Who Are The Main Characters In Two Treatises Of Government?

2026-01-06 18:53:12 57

3 Answers

Yara
Yara
2026-01-07 19:36:01
John Locke's 'Two Treatises of Government' isn't a narrative with characters in the traditional sense—it's a philosophical work that dismantles absolute monarchy and argues for natural rights. But if we metaphorically treat ideas as 'characters,' the starring roles go to concepts like 'Natural Liberty,' 'Property,' and the 'Social Contract.' Locke paints these abstractions with such vivid logic that they feel almost personified. His foil? Sir Robert Filmer, whose patriarchal defense of divine right gets thoroughly eviscerated in the First Treatise. It's less about individuals and more about ideologies clashing like titans.

What fascinates me is how Locke’s 'characters' still haunt modern politics. When people debate privacy rights or protest authoritarianism, they’re channeling those 17th-century ideas. The treatise feels like watching the origin story of democracy’s superheroes—except the capes are made of parchment.
Simone
Simone
2026-01-08 17:11:25
Imagine 'Two Treatises' as a philosophical rap battle. In one corner: Locke’s 'Commonwealth,' spitting bars about consent and limited government. In the other: Filmer’s 'Patriarcha,' dropping weak rhymes about kings being daddy figures. Locke’s winning verse? His takedown of inherited power—'If Adam didn’t will his estate to you, tough luck, monarchs!' The whole text thrums with this energy of ideas brawling for dominance.
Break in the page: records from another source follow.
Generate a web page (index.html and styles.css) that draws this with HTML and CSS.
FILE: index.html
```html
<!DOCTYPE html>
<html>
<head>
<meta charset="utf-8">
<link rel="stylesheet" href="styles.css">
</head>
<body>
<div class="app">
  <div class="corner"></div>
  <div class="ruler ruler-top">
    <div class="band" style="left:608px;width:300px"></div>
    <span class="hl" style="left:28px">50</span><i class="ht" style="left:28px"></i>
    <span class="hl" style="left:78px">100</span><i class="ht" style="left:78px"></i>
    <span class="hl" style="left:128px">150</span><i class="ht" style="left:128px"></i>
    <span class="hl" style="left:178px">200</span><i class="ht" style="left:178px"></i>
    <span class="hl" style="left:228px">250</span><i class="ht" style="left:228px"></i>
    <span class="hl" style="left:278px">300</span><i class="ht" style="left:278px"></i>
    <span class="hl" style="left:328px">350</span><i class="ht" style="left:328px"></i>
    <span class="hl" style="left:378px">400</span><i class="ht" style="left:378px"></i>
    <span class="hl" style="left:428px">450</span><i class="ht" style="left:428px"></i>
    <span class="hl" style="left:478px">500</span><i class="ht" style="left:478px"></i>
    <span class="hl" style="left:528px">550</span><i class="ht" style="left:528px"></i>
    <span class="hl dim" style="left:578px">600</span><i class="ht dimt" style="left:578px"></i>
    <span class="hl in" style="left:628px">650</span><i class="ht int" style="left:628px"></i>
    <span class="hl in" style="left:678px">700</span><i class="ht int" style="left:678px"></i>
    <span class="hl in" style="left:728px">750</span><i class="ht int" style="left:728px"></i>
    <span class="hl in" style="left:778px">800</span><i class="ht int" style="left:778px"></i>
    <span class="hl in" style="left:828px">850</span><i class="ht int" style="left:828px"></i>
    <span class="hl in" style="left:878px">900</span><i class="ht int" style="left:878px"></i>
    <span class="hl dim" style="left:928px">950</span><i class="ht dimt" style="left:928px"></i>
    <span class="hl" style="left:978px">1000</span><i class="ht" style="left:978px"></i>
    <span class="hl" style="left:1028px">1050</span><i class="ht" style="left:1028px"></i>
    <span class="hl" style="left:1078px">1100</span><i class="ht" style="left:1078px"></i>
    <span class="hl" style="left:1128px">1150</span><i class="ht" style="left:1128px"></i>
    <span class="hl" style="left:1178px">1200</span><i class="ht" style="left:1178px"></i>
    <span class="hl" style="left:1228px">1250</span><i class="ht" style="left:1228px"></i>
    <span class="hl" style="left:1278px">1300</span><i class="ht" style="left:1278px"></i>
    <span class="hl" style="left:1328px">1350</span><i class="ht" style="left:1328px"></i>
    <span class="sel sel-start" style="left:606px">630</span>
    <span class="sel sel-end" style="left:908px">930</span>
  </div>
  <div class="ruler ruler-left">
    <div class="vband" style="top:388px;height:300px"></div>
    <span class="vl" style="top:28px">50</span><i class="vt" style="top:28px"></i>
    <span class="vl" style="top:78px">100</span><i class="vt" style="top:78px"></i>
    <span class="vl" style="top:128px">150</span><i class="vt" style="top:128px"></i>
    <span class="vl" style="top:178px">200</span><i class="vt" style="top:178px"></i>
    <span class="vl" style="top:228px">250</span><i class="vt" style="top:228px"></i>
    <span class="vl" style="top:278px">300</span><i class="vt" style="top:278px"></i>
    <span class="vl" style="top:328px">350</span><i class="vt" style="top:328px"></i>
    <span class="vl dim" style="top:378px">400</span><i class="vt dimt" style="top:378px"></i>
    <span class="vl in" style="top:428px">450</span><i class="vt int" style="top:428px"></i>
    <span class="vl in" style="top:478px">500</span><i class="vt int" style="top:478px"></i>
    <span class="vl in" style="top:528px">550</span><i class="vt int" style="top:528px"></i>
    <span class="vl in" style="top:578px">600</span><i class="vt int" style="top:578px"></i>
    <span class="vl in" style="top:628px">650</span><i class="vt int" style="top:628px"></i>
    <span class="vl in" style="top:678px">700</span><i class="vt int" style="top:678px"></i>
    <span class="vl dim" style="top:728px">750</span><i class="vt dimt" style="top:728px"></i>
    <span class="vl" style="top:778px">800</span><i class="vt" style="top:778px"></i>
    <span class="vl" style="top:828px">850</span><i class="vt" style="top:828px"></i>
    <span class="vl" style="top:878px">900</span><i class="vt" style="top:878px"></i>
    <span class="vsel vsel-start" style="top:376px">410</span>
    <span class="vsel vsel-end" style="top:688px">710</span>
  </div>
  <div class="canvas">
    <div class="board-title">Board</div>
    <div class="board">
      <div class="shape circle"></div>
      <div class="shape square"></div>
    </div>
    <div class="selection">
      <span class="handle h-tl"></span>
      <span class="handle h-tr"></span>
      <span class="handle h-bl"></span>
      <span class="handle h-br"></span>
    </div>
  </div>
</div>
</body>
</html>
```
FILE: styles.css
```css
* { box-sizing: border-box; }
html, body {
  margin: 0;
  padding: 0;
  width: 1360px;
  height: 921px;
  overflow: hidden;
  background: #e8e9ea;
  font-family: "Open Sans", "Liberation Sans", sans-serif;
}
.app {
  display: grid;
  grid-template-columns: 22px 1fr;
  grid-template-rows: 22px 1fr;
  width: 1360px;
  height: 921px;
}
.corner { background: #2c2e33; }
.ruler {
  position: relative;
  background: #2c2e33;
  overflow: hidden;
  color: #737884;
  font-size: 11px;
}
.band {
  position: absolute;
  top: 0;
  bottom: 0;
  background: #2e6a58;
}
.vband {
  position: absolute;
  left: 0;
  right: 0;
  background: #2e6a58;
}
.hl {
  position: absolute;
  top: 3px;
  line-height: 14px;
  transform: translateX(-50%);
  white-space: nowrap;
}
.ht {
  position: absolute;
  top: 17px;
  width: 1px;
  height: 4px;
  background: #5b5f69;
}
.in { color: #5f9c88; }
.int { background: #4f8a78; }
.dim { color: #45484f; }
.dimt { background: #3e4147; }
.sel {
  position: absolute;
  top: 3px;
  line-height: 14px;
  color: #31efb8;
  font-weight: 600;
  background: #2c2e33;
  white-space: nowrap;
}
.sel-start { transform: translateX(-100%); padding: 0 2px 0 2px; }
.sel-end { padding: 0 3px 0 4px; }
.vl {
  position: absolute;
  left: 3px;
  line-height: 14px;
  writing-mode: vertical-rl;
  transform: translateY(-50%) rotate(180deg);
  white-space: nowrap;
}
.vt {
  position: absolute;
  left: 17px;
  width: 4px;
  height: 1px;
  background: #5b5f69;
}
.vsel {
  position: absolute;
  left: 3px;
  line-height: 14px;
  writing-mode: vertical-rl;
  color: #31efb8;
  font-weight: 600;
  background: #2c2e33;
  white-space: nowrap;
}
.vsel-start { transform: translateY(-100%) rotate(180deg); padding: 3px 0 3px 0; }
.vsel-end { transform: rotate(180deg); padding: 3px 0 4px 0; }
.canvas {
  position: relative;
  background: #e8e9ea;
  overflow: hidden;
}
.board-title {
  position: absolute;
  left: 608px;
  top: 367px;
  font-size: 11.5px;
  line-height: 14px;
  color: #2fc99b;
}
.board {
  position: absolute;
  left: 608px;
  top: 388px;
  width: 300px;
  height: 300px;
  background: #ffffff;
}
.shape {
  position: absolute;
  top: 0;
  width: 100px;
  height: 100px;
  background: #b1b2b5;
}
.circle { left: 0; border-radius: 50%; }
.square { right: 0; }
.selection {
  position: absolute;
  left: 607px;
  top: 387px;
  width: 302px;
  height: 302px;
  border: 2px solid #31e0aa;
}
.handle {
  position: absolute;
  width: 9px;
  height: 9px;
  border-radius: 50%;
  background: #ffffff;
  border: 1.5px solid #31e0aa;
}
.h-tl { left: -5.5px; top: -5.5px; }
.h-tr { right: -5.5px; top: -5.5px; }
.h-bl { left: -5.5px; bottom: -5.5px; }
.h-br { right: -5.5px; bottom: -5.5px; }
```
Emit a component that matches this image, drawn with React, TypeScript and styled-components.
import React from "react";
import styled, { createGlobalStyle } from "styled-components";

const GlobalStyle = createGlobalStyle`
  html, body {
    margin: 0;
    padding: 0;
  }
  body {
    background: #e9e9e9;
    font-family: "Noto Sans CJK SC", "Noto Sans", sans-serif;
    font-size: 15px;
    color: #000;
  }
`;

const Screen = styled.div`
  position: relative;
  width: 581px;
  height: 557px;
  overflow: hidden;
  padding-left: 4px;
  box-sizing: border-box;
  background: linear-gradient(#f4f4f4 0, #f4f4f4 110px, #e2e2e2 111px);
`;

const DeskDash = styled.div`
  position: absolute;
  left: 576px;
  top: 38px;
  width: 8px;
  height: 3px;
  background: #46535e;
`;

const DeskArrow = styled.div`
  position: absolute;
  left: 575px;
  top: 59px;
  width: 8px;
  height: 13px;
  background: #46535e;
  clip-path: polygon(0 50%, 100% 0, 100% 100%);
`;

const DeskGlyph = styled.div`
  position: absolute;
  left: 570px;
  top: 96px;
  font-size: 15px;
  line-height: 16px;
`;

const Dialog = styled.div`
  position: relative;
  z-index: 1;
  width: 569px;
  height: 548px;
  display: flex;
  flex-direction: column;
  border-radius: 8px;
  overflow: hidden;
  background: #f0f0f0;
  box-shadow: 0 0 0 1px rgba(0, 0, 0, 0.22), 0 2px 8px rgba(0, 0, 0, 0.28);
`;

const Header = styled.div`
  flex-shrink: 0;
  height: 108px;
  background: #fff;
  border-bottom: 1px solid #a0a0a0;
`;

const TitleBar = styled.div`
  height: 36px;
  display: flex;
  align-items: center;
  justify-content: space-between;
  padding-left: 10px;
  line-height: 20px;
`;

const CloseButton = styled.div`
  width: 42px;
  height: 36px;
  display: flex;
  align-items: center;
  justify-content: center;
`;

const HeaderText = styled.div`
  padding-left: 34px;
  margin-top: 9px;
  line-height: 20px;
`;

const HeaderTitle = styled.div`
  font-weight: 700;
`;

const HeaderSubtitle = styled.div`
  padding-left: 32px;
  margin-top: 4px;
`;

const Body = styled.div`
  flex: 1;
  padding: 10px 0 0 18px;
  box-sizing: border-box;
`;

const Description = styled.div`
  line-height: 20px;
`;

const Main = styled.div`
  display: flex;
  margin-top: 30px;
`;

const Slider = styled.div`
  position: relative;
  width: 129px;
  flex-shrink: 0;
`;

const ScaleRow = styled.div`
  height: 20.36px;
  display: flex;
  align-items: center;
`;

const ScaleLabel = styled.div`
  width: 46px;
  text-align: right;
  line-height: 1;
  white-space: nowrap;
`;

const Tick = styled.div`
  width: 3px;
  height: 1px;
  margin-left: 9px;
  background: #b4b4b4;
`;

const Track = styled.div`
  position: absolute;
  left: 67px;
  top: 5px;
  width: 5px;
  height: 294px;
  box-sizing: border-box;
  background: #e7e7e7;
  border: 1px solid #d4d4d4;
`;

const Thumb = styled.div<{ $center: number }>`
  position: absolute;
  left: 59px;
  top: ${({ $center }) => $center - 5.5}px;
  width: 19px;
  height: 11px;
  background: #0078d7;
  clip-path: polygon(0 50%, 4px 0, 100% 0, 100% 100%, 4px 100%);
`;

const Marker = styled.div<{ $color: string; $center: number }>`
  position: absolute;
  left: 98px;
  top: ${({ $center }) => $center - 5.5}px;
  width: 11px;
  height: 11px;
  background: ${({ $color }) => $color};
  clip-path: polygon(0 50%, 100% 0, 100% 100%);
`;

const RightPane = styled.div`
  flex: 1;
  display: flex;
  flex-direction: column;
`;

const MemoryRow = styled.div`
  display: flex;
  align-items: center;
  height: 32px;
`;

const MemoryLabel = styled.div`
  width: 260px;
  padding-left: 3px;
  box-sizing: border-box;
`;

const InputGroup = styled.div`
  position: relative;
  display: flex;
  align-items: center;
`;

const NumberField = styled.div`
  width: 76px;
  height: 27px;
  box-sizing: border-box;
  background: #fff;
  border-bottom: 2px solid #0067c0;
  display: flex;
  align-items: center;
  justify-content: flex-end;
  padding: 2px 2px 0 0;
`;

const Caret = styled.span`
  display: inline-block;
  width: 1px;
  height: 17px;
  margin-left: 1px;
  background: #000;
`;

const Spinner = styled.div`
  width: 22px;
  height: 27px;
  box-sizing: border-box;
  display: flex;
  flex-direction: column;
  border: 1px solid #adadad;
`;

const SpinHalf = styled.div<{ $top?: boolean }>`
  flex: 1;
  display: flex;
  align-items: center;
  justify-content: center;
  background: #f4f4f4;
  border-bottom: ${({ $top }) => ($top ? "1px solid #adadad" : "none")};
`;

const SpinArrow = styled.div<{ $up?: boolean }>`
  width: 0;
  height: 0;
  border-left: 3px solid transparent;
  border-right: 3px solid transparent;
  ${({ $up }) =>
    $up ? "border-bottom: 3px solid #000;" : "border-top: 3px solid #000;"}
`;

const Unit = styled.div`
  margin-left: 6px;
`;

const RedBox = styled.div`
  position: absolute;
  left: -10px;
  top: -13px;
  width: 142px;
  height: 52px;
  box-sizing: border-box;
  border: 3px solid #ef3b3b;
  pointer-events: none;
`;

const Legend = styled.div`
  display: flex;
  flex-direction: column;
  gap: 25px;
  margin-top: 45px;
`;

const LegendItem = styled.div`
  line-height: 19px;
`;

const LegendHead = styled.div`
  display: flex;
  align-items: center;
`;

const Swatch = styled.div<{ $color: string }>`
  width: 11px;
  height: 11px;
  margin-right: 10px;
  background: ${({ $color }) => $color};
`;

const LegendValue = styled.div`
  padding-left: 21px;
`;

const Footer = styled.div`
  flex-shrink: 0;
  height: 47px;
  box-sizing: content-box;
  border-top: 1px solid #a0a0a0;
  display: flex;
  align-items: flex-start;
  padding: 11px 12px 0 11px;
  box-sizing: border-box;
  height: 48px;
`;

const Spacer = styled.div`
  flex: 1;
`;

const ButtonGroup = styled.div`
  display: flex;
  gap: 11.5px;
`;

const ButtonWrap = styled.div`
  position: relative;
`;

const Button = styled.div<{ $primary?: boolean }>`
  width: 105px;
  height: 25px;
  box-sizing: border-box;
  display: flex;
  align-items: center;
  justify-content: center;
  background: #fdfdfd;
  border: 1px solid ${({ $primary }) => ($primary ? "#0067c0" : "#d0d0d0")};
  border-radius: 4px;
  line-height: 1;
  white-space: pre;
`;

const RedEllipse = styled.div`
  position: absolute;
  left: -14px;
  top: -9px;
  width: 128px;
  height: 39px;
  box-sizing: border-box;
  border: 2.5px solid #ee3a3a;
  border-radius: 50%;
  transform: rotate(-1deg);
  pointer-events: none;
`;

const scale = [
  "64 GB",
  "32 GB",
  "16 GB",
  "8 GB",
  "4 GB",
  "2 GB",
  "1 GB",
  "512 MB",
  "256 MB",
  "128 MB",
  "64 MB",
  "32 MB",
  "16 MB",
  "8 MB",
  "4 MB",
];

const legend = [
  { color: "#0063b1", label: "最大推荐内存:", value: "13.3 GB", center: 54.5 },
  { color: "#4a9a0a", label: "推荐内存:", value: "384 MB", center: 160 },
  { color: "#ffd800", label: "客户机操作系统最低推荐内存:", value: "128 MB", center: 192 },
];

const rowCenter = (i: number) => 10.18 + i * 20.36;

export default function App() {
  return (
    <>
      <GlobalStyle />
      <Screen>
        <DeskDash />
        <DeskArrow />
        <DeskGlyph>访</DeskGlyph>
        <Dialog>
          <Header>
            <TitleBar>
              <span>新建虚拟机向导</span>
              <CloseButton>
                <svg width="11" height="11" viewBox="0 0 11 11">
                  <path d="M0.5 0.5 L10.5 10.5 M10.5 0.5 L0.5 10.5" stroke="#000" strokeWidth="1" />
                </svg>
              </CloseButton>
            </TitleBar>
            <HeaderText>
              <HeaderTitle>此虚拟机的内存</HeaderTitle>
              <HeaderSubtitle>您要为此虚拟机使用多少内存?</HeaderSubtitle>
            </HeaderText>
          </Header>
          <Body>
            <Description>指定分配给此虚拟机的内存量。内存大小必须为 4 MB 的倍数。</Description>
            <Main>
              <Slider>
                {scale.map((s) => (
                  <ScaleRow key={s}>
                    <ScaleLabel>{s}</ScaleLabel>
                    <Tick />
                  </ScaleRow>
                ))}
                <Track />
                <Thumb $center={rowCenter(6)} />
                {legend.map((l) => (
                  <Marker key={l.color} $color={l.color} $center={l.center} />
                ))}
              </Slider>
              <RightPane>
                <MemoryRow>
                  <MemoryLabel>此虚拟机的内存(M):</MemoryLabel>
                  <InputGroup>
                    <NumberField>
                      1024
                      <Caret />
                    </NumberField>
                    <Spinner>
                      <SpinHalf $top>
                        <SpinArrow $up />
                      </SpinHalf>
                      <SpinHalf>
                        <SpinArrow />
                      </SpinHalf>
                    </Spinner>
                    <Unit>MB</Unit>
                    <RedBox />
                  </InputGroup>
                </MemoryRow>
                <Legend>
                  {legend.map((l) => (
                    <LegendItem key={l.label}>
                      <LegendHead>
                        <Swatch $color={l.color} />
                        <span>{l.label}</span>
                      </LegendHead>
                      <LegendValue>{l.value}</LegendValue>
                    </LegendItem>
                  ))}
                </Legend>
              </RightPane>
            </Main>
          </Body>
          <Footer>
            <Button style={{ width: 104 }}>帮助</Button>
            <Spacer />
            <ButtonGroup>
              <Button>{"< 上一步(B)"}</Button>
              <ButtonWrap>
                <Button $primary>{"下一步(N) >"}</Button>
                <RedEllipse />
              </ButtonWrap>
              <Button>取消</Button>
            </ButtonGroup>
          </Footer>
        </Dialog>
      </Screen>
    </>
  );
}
What sticks with me is how human Locke’s abstractions feel. His 'state of nature' isn’t some dry theory—it’s a primal survival game where fairness emerges naturally. Makes Hobbes’ 'nasty and brutish' take sound like edgelord fanfiction.
Peter
Peter
2026-01-11 09:57:56
Locke’s masterpiece reads like a courtroom drama where the defendant is tyranny itself. The protagonists? Reason and consent, both relentlessly cross-examining the divine right of kings. I love how Locke weaponizes everyday logic—like how he compares absolute rulers to 'state of nature' bandits, stripping monarchy of its mystique. The Second Treatise’s MVP is undoubtedly the 'Labor Theory of Property,' which basically argues that mixing your sweat with land makes it yours. Revolutionary stuff for 1689!

Funny how these 'characters' still pop up in memes about taxing the rich or protests against overreach. Locke’s invisible cast shaped everything from the U.S. Constitution to 'Star Trek' episodes about individual rights. Makes you wonder what he’d tweet about modern governments.